Repeat everything from the first line of the listing below through the line that contains "import React from 'react';", exactly. Leave out pictures.

====== DATASET ENTRIES

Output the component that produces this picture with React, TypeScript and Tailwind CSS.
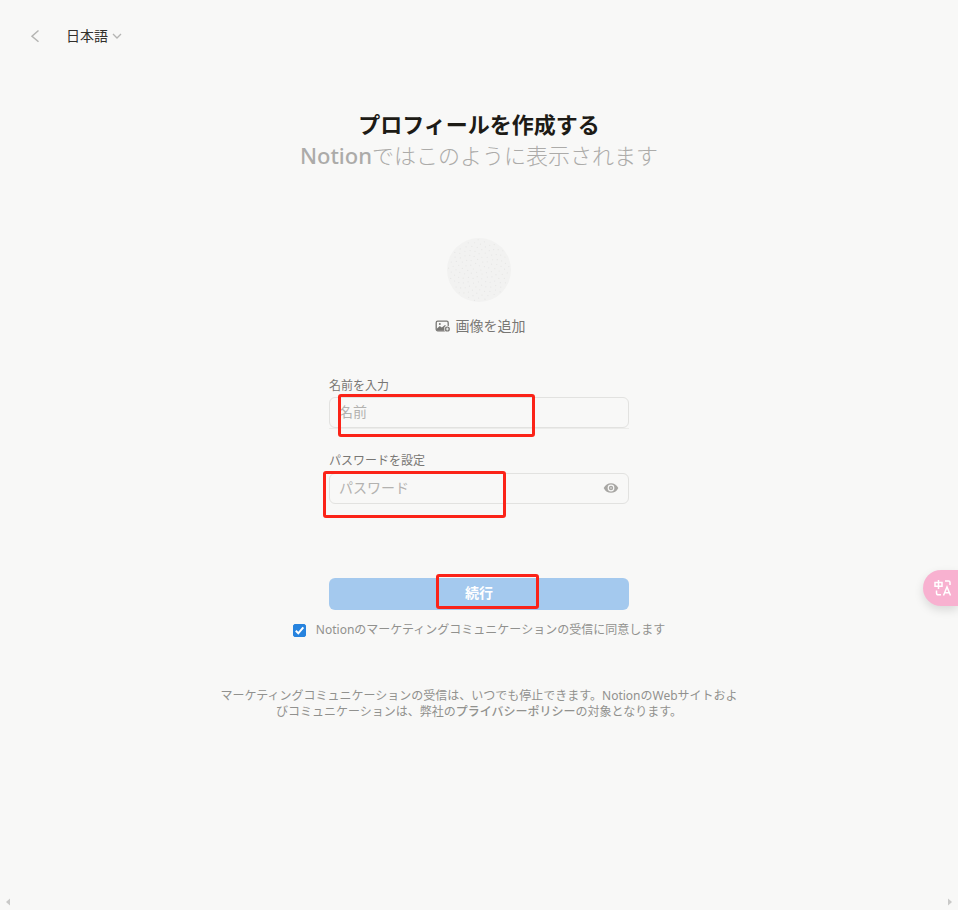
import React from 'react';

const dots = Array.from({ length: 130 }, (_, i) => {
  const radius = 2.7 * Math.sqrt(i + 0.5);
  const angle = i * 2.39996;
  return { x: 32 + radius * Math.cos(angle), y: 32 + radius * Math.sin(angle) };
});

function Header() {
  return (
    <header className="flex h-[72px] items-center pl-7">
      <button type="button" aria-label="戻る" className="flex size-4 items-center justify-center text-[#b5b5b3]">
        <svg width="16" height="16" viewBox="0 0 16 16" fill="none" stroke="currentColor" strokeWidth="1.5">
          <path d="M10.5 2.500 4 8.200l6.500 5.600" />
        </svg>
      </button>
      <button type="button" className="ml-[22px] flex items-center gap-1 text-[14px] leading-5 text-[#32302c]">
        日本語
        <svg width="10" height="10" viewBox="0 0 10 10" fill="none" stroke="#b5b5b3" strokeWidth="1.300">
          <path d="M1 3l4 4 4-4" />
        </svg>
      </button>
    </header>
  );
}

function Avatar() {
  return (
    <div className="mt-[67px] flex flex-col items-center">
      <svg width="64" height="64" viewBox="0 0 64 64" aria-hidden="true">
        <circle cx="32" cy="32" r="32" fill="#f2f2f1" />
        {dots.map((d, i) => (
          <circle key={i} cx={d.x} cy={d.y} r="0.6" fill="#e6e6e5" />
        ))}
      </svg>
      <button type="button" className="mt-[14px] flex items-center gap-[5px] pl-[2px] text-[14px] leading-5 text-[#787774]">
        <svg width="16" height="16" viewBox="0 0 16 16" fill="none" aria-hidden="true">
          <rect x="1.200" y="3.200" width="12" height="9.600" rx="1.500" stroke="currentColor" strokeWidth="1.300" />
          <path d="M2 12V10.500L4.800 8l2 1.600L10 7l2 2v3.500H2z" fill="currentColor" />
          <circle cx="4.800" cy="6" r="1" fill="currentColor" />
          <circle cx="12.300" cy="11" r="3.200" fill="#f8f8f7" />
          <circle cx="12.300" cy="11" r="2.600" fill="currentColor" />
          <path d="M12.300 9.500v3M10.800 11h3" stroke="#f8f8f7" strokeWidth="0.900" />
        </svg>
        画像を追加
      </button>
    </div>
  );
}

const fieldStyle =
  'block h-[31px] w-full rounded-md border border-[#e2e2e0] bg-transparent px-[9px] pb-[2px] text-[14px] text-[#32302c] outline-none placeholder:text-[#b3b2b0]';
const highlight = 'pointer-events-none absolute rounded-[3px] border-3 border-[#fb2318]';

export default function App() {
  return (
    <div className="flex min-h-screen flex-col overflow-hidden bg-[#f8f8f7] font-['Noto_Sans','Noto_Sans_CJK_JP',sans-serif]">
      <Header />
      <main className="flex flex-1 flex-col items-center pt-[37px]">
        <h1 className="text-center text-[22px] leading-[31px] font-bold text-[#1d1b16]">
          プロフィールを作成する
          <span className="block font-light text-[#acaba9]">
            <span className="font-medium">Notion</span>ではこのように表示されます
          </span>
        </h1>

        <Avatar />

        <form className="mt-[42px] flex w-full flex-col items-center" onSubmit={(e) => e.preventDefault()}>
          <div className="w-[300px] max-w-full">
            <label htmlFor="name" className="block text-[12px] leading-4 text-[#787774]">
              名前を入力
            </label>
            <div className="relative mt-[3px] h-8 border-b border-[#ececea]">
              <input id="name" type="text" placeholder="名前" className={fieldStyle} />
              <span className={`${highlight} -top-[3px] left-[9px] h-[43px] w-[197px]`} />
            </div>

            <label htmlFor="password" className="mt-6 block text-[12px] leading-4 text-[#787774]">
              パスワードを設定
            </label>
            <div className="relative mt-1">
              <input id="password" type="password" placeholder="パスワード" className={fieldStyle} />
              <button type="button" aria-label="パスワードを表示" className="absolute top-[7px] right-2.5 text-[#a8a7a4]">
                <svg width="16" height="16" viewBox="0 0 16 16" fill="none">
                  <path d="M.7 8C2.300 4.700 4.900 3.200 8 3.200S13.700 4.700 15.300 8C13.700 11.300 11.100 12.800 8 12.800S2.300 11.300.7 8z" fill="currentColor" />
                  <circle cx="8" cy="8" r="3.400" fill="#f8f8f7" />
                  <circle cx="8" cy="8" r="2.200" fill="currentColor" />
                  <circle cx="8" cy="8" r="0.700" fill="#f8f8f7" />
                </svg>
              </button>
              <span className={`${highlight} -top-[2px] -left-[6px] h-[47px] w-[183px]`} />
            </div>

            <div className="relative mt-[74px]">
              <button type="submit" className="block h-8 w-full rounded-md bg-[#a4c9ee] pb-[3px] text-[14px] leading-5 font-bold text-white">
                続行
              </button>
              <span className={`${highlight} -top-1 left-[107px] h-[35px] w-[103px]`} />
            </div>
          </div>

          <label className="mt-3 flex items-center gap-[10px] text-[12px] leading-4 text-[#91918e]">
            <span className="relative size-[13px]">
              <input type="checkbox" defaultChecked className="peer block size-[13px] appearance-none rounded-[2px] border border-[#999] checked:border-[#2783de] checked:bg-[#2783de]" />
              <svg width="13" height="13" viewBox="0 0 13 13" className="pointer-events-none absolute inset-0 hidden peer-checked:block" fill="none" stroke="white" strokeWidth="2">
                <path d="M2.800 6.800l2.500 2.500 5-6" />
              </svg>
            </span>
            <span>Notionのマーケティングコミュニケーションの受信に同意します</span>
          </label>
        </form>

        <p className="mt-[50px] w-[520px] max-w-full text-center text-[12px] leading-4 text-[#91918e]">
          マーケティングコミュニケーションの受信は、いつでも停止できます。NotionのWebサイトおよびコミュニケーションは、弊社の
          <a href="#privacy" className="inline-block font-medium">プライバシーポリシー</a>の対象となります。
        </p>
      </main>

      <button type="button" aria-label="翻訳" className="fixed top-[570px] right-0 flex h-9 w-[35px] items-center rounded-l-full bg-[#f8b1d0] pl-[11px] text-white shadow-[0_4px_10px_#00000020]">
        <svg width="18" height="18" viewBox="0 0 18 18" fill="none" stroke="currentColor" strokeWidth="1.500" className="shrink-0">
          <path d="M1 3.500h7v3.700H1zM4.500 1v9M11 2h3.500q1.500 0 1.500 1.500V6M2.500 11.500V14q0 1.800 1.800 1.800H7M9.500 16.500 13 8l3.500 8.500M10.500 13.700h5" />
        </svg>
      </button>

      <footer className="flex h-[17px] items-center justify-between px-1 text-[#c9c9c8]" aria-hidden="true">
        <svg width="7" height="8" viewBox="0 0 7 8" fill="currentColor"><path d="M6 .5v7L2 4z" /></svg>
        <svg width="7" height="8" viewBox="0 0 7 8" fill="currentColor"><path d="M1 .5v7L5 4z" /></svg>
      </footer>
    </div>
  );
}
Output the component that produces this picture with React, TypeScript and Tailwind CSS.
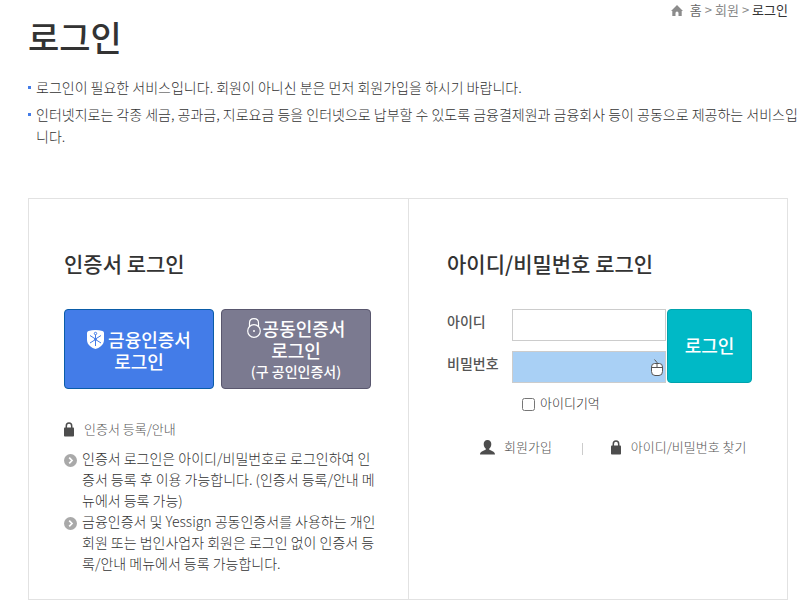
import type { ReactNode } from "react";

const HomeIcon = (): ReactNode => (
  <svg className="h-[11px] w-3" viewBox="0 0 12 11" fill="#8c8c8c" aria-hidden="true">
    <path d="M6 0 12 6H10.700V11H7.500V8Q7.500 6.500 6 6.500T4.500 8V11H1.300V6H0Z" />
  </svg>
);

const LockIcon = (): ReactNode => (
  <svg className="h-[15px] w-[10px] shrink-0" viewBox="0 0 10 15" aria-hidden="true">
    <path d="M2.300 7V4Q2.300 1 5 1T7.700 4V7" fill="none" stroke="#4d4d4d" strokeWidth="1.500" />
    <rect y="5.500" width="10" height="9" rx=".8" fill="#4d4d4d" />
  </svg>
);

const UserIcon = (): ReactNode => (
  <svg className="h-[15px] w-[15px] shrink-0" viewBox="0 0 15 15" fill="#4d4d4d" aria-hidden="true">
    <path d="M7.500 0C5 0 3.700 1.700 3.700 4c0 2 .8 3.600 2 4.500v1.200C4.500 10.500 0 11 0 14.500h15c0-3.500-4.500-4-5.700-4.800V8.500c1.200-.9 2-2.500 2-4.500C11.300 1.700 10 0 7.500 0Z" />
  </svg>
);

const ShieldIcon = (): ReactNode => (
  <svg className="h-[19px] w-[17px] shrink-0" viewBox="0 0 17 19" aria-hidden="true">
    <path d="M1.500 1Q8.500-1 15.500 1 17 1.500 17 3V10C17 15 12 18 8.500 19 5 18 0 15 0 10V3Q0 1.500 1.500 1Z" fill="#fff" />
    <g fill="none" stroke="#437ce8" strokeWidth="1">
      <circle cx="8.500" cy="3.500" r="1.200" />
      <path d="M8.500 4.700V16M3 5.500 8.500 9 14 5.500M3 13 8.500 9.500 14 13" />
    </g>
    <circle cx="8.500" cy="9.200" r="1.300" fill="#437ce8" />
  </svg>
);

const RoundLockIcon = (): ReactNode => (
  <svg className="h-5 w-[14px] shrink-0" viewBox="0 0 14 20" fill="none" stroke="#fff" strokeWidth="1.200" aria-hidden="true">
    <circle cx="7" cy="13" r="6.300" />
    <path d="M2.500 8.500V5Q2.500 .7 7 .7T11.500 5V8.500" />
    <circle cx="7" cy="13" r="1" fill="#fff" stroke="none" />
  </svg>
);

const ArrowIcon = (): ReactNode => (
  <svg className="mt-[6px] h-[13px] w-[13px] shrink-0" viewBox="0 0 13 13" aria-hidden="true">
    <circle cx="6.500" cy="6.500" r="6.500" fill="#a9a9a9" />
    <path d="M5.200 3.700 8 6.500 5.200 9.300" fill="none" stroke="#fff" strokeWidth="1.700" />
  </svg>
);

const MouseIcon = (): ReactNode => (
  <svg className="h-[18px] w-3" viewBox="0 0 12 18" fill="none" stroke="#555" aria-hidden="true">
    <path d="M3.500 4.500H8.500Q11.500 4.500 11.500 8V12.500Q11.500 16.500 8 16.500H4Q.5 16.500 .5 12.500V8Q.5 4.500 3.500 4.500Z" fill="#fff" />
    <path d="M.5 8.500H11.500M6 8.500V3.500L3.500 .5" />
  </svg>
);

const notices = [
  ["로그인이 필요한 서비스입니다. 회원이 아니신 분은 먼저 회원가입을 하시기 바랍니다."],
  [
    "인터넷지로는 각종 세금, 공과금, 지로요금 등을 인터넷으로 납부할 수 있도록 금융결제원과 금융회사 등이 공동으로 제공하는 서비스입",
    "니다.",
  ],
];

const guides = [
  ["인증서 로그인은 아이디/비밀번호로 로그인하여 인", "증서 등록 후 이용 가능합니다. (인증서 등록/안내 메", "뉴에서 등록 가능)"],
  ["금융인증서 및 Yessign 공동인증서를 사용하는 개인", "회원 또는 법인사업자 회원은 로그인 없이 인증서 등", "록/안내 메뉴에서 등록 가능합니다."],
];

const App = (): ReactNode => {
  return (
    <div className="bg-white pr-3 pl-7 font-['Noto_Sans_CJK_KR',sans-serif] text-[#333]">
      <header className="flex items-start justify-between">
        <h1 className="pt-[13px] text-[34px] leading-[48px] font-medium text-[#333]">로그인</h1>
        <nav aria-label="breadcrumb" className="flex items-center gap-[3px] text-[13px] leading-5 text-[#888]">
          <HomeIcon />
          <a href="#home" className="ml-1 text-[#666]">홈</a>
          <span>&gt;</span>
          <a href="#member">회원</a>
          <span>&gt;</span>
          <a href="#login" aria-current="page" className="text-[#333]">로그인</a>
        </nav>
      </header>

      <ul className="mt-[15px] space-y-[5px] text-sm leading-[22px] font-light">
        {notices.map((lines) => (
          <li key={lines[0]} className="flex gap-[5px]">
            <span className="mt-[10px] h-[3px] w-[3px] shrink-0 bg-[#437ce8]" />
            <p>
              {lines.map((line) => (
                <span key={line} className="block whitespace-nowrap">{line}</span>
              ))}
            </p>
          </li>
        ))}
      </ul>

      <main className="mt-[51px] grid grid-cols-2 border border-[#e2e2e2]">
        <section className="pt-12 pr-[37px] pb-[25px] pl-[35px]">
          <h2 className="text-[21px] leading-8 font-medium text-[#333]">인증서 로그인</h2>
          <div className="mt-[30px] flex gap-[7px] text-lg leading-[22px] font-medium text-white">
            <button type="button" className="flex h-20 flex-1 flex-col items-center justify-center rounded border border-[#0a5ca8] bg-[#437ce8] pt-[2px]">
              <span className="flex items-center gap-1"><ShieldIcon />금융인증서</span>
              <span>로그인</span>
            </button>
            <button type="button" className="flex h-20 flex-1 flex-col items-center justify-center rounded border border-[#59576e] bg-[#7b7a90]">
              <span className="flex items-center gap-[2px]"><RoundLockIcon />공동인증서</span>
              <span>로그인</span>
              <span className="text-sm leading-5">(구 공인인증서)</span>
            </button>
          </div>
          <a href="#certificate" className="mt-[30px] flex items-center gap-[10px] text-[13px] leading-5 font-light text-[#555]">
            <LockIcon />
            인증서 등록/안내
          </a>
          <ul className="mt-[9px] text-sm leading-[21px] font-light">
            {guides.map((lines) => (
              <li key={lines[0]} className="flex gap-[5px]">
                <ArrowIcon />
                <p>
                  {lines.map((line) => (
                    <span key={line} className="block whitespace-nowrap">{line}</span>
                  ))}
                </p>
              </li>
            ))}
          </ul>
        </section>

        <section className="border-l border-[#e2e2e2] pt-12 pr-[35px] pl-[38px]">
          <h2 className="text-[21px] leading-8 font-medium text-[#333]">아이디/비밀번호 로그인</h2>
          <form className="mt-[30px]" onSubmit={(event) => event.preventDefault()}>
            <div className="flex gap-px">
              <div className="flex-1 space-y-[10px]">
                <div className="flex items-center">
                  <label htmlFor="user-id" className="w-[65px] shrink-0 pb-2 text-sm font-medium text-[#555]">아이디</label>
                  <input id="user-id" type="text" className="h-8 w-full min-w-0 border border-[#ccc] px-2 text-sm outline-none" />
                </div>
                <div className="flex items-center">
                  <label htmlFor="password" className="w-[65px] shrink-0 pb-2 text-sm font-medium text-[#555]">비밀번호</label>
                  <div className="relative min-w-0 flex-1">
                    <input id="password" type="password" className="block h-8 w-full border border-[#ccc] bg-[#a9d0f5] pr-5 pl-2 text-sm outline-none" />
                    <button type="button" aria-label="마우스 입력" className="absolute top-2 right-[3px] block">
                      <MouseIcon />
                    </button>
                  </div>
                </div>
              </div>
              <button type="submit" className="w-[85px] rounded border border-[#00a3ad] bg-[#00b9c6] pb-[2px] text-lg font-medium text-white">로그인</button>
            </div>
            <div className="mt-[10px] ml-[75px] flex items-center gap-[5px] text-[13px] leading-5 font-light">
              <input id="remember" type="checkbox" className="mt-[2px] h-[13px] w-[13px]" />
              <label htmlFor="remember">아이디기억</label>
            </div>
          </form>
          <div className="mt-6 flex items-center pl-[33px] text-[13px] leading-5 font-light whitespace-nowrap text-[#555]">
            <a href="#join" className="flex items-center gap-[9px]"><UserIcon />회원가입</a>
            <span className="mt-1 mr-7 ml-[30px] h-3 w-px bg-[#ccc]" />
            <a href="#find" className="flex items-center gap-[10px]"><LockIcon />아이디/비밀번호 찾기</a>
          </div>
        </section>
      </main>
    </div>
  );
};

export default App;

============

COMPLETE ANSWER:
Output the component that produces this picture with React, TypeScript and Tailwind CSS.
import React from 'react';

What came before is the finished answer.